The film provides a snapshot of our nation’s ongoing and often brutal struggle against white supremacy and systemic racism while making it clear that struggle has not ended. I highly encourage you to not only watch the film but to encourage your congregations to take advantage of an incredible opportunity to both promote the film and raise funding for your church’s ministry in the process.As part of ‘Good Trouble Sunday,’ on July 5, houses of worship will have a special opportunity to host their own virtual cinema, offering screenings of John Lewis: Good Trouble. Houses of worship will be able to promote this virtual cinema page to their congregations to watch the film at home, knowing that a portion of their purchase will go back to support the congregation. Learn more here.

I’ve admired John Lewis for a very long time. I have been blessed to have met him on numerous occasions and was humbled when he graciously agreed to write the epilogue to my first book Mobilizing Hope: Faith-Inspired Activism for a Post Civil Rights Generation. While it is far too easy to take for granted the struggles that came before us, I have always believed that subsequent generations have inherited the unfinished business of the civil rights struggle, which John Lewis has never given up on and continues to fight for. I can only imagine his pride and joy watching a new generation of protesters, led by Black Lives Matter activists, rise up and generate the current moment of reckoning around police violence and systemic racism.

The film covers the breadth of Congressman John Lewis’ career of activism — from leading sit-ins in Nashville to desegregate lunch counters, to risking his life in the Freedom Rides, to his long career of public service representing the state of Georgia’s fifth congressional district. As a young leader within the Student Nonviolent Coordinating Committee (SNCC), Lewis and other activists were offered the chance to pay a $50 fee or go to jail for a month. They chose jail because they believed in the power of redemptive suffering to change hearts and minds. The film also captures the brutal moment in which Lewis nearly lost his life leading marchers across the Edmund Pettus Bridge on what has now become known as Bloody Sunday. Lewis’ concussion helped to awaken the conscience of the nation in support of voting rights. President Lyndon Johnson soon afterward addressed all of Congress, quoting for the first time the iconic words of the movement that “we shall overcome.” The film also shows John Lewis’ remarks at the March on Washington, which continue to feel relevant today, saying “we are involved in a serious social revolution … Wake up America, we will not stop and we cannot be patient.”

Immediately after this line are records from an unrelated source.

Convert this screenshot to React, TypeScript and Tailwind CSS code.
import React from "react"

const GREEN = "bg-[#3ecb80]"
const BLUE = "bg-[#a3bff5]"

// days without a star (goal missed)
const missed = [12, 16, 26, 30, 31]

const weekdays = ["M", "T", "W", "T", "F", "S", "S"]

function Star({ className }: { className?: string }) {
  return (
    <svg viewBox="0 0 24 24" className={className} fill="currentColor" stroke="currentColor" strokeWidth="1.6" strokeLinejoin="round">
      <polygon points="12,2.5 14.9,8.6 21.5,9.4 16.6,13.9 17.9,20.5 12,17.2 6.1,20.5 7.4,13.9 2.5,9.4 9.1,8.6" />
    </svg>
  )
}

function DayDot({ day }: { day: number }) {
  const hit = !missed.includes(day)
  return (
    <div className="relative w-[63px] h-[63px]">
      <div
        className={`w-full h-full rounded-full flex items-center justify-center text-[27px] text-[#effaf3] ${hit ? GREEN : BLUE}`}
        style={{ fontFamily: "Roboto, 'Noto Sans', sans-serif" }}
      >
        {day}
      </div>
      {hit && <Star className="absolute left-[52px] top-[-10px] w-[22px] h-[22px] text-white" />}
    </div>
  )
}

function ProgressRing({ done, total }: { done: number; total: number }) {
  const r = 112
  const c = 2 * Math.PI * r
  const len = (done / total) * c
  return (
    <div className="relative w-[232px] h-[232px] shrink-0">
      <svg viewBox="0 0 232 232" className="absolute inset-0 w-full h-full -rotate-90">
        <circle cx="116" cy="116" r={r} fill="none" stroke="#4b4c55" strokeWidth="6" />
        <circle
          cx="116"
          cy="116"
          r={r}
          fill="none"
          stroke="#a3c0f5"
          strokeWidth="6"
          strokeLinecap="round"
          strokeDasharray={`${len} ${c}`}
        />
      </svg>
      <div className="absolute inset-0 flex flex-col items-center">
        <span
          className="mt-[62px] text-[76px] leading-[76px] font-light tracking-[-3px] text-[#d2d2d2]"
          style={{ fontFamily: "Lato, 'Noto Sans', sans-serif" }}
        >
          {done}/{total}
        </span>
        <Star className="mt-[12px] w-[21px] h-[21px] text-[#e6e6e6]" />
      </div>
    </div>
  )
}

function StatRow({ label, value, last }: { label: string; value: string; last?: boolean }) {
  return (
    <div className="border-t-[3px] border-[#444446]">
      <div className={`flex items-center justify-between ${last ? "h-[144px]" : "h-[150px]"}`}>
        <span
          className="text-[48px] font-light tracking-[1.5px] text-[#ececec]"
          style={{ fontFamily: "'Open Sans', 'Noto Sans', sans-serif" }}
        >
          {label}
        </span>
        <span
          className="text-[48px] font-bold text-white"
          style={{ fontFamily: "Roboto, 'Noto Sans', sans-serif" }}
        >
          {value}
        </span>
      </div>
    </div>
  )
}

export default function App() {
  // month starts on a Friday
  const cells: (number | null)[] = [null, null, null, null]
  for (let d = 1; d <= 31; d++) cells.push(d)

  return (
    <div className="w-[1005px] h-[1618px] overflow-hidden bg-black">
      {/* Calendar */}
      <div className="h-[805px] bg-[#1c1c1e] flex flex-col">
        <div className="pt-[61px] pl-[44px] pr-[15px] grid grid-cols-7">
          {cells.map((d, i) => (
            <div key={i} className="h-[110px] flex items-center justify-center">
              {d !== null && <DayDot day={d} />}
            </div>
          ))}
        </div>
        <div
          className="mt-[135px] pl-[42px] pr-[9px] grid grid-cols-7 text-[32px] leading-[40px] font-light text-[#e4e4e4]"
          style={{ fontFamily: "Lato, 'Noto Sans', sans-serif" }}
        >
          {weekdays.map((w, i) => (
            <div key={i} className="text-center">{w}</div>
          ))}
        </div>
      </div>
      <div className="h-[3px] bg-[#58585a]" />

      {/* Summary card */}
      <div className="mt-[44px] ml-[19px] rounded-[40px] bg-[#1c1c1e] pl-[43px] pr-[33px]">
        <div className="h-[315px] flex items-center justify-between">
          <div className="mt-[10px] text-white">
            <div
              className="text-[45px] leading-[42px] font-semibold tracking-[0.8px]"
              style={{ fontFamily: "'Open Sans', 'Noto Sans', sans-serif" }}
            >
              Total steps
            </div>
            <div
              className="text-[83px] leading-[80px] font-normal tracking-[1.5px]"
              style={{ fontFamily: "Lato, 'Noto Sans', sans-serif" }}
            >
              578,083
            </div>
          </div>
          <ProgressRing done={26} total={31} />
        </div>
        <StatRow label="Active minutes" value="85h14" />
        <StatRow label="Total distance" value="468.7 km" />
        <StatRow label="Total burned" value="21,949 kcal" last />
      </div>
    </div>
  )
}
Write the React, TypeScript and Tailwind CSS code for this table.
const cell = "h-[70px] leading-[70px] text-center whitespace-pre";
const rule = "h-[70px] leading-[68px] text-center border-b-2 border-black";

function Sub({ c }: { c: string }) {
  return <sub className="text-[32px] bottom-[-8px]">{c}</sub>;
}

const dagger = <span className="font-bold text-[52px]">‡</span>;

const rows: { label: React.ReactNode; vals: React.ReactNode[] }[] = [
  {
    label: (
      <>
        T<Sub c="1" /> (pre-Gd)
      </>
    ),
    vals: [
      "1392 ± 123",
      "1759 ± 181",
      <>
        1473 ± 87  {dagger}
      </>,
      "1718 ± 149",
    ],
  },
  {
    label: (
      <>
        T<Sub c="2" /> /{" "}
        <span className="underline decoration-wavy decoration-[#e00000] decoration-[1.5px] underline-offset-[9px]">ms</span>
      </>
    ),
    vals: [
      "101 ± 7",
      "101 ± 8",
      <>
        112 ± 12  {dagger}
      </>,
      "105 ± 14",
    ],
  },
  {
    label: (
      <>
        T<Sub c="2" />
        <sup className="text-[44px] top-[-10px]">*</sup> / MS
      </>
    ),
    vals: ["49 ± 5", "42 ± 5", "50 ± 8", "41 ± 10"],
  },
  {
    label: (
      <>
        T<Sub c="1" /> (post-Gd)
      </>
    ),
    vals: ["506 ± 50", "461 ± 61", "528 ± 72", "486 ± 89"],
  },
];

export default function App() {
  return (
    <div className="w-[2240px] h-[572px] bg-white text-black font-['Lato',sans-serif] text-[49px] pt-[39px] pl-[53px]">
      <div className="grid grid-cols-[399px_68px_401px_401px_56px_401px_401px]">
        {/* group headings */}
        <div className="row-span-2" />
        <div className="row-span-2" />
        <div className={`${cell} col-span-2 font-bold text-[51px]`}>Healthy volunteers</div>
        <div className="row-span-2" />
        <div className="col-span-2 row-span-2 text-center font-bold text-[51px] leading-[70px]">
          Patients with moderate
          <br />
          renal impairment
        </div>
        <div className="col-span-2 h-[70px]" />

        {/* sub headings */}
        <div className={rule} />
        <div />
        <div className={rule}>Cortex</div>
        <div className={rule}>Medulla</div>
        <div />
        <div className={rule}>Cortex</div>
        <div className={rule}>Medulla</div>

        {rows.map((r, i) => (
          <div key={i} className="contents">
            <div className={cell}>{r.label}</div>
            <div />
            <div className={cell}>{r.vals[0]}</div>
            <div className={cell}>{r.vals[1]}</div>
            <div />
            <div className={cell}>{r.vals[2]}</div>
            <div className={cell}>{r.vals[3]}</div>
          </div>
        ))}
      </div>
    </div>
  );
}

But it’s John Lewis’ pivotal role in helping to pass the Voting Rights Act of 1965 and the ongoing crisis of voter suppression that rightfully takes center stage in the film. Voter suppression is like a mutated gene that continues to evolve into ever more sophisticated and insidious forms. As Lewis says in the film, there are forces today that are trying to take us back to another dark period. The poll taxes, literacy tests, and outright violence of the 1950s and 1960s has been replaced today by the rise of strict voter ID laws, purges of voter rolls, curtailment of early voting, last-minute moving and closing of polling sites in communities of color, and many more voter suppression tactics. These tactics have marred, and even determined, far too many races in recent elections, including in 2016. As Lewis rightfully points out, “the vote is still the most powerful nonviolent tool we have in a democracy.” The film is a perfect steroid to bolster ongoing efforts to combat voter suppression, including through Sojourners and the National African American Clergy Network’s initiative Lawyers and Collars and Turnout Sunday.

Congressman Lewis’ philosophy is very simple: “When you see something that isn’t right, that’s unjust, say something, do something.” Now is the time to join Lewis in his lifelong commitment to speak up and get into what he constantly refers to as “good trouble.” Ensuring a free, fair, and safe election is one of the most immediate examples of necessary trouble.

The movie ends with Congressman Lewis’s hopeful words that, “We will create the beloved community, we will redeem the soul of America … I still believe we shall overcome.” My hope is that this film and our responses to it will help make this so.